- Material for the task -
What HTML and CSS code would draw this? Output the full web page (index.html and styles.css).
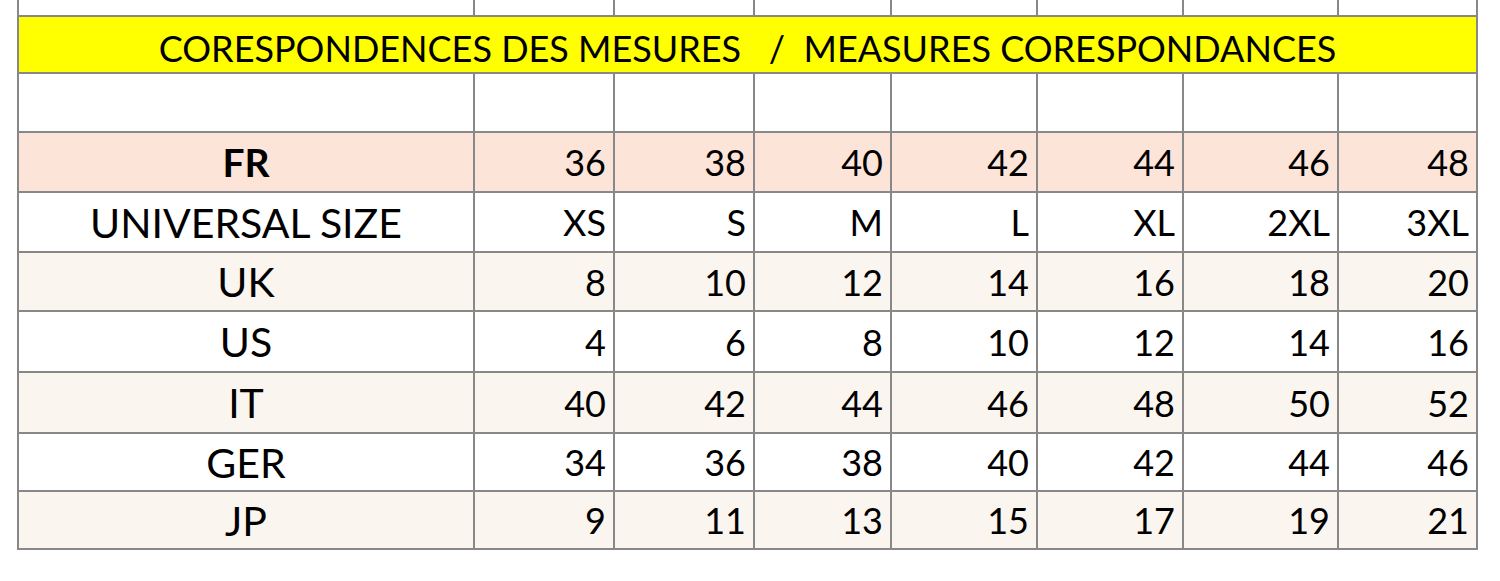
FILE: index.html
```html
<!DOCTYPE html>
<html>
<head>
<meta charset="utf-8">
<link rel="stylesheet" href="styles.css">
</head>
<body>
<table class="sizes">
  <colgroup>
    <col class="c-label"><col class="c1"><col class="c2"><col class="c3"><col class="c4"><col class="c5"><col class="c6"><col class="c7">
  </colgroup>
  <tr class="r-top"><td></td><td></td><td></td><td></td><td></td><td></td><td></td><td></td></tr>
  <tr class="r-title"><td colspan="8" class="title">CORESPONDENCES DES MESURES   /  MEASURES CORESPONDANCES</td></tr>
  <tr class="r-empty"><td></td><td></td><td></td><td></td><td></td><td></td><td></td><td></td></tr>
  <tr class="r-fr"><td class="label bold">FR</td><td>36</td><td>38</td><td>40</td><td>42</td><td>44</td><td>46</td><td>48</td></tr>
  <tr class="r-white"><td class="label">UNIVERSAL SIZE</td><td>XS</td><td>S</td><td>M</td><td>L</td><td>XL</td><td>2XL</td><td>3XL</td></tr>
  <tr class="r-cream"><td class="label">UK</td><td>8</td><td>10</td><td>12</td><td>14</td><td>16</td><td>18</td><td>20</td></tr>
  <tr class="r-white r-h61"><td class="label">US</td><td>4</td><td>6</td><td>8</td><td>10</td><td>12</td><td>14</td><td>16</td></tr>
  <tr class="r-cream r-h61"><td class="label">IT</td><td>40</td><td>42</td><td>44</td><td>46</td><td>48</td><td>50</td><td>52</td></tr>
  <tr class="r-white r-h58"><td class="label">GER</td><td>34</td><td>36</td><td>38</td><td>40</td><td>42</td><td>44</td><td>46</td></tr>
  <tr class="r-cream r-h58"><td class="label">JP</td><td>9</td><td>11</td><td>13</td><td>15</td><td>17</td><td>19</td><td>21</td></tr>
</table>
</body>
</html>
```
FILE: styles.css
```css
html, body {
  margin: 0;
  padding: 0;
  background: #ffffff;
}
body {
  padding-left: 17px;
  font-family: "Lato", "Open Sans", sans-serif;
  color: #000;
}
.sizes {
  border-collapse: collapse;
  table-layout: fixed;
  width: 1461px;
  font-size: 36px;
}
.c-label { width: 456px; }
.c1 { width: 140px; }
.c2 { width: 140px; }
.c3 { width: 137px; }
.c4 { width: 146px; }
.c5 { width: 146px; }
.c6 { width: 155px; }
.c7 { width: 139px; }
.sizes td {
  border: 2px solid #888888;
  padding: 0 7px 0 0;
  text-align: right;
  vertical-align: middle;
  line-height: 1;
  white-space: nowrap;
}
.sizes td.label {
  text-align: center;
  padding: 0;
  font-size: 41px;
}
.sizes td.bold {
  font-weight: 700;
  font-size: 39px;
}
.r-top td {
  border-top: none;
  height: 15px;
}
.r-title td {
  height: 57px;
  background: #ffff00;
  text-align: center;
  white-space: pre;
  padding: 7px 0 0 0;
  box-sizing: border-box;
}
.r-empty td { height: 57px; }
.r-fr td { height: 58px; background: #fce4d8; }
.r-white td { height: 58px; background: #ffffff; }
.r-cream td { height: 57px; background: #fbf5ef; }
.r-h61 td { height: 59px; }
.r-h58 td { height: 56px; }
```
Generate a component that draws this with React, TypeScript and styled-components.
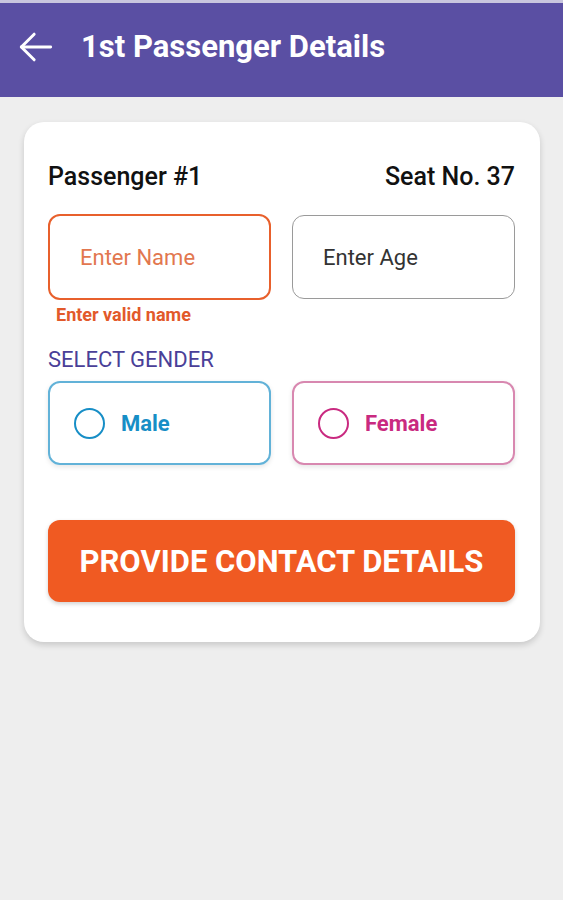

- Exercise requirements -
Repeat the material above in full and unchanged, minus its images.

- Output of the task -
What HTML and CSS code would draw this? Output the full web page (index.html and styles.css).
FILE: index.html
```html
<!DOCTYPE html>
<html>
<head>
<meta charset="utf-8">
<link rel="stylesheet" href="styles.css">
</head>
<body>
<table class="sizes">
  <colgroup>
    <col class="c-label"><col class="c1"><col class="c2"><col class="c3"><col class="c4"><col class="c5"><col class="c6"><col class="c7">
  </colgroup>
  <tr class="r-top"><td></td><td></td><td></td><td></td><td></td><td></td><td></td><td></td></tr>
  <tr class="r-title"><td colspan="8" class="title">CORESPONDENCES DES MESURES   /  MEASURES CORESPONDANCES</td></tr>
  <tr class="r-empty"><td></td><td></td><td></td><td></td><td></td><td></td><td></td><td></td></tr>
  <tr class="r-fr"><td class="label bold">FR</td><td>36</td><td>38</td><td>40</td><td>42</td><td>44</td><td>46</td><td>48</td></tr>
  <tr class="r-white"><td class="label">UNIVERSAL SIZE</td><td>XS</td><td>S</td><td>M</td><td>L</td><td>XL</td><td>2XL</td><td>3XL</td></tr>
  <tr class="r-cream"><td class="label">UK</td><td>8</td><td>10</td><td>12</td><td>14</td><td>16</td><td>18</td><td>20</td></tr>
  <tr class="r-white r-h61"><td class="label">US</td><td>4</td><td>6</td><td>8</td><td>10</td><td>12</td><td>14</td><td>16</td></tr>
  <tr class="r-cream r-h61"><td class="label">IT</td><td>40</td><td>42</td><td>44</td><td>46</td><td>48</td><td>50</td><td>52</td></tr>
  <tr class="r-white r-h58"><td class="label">GER</td><td>34</td><td>36</td><td>38</td><td>40</td><td>42</td><td>44</td><td>46</td></tr>
  <tr class="r-cream r-h58"><td class="label">JP</td><td>9</td><td>11</td><td>13</td><td>15</td><td>17</td><td>19</td><td>21</td></tr>
</table>
</body>
</html>
```
FILE: styles.css
```css
html, body {
  margin: 0;
  padding: 0;
  background: #ffffff;
}
body {
  padding-left: 17px;
  font-family: "Lato", "Open Sans", sans-serif;
  color: #000;
}
.sizes {
  border-collapse: collapse;
  table-layout: fixed;
  width: 1461px;
  font-size: 36px;
}
.c-label { width: 456px; }
.c1 { width: 140px; }
.c2 { width: 140px; }
.c3 { width: 137px; }
.c4 { width: 146px; }
.c5 { width: 146px; }
.c6 { width: 155px; }
.c7 { width: 139px; }
.sizes td {
  border: 2px solid #888888;
  padding: 0 7px 0 0;
  text-align: right;
  vertical-align: middle;
  line-height: 1;
  white-space: nowrap;
}
.sizes td.label {
  text-align: center;
  padding: 0;
  font-size: 41px;
}
.sizes td.bold {
  font-weight: 700;
  font-size: 39px;
}
.r-top td {
  border-top: none;
  height: 15px;
}
.r-title td {
  height: 57px;
  background: #ffff00;
  text-align: center;
  white-space: pre;
  padding: 7px 0 0 0;
  box-sizing: border-box;
}
.r-empty td { height: 57px; }
.r-fr td { height: 58px; background: #fce4d8; }
.r-white td { height: 58px; background: #ffffff; }
.r-cream td { height: 57px; background: #fbf5ef; }
.r-h61 td { height: 59px; }
.r-h58 td { height: 56px; }
```
Generate a component that draws this with React, TypeScript and styled-components.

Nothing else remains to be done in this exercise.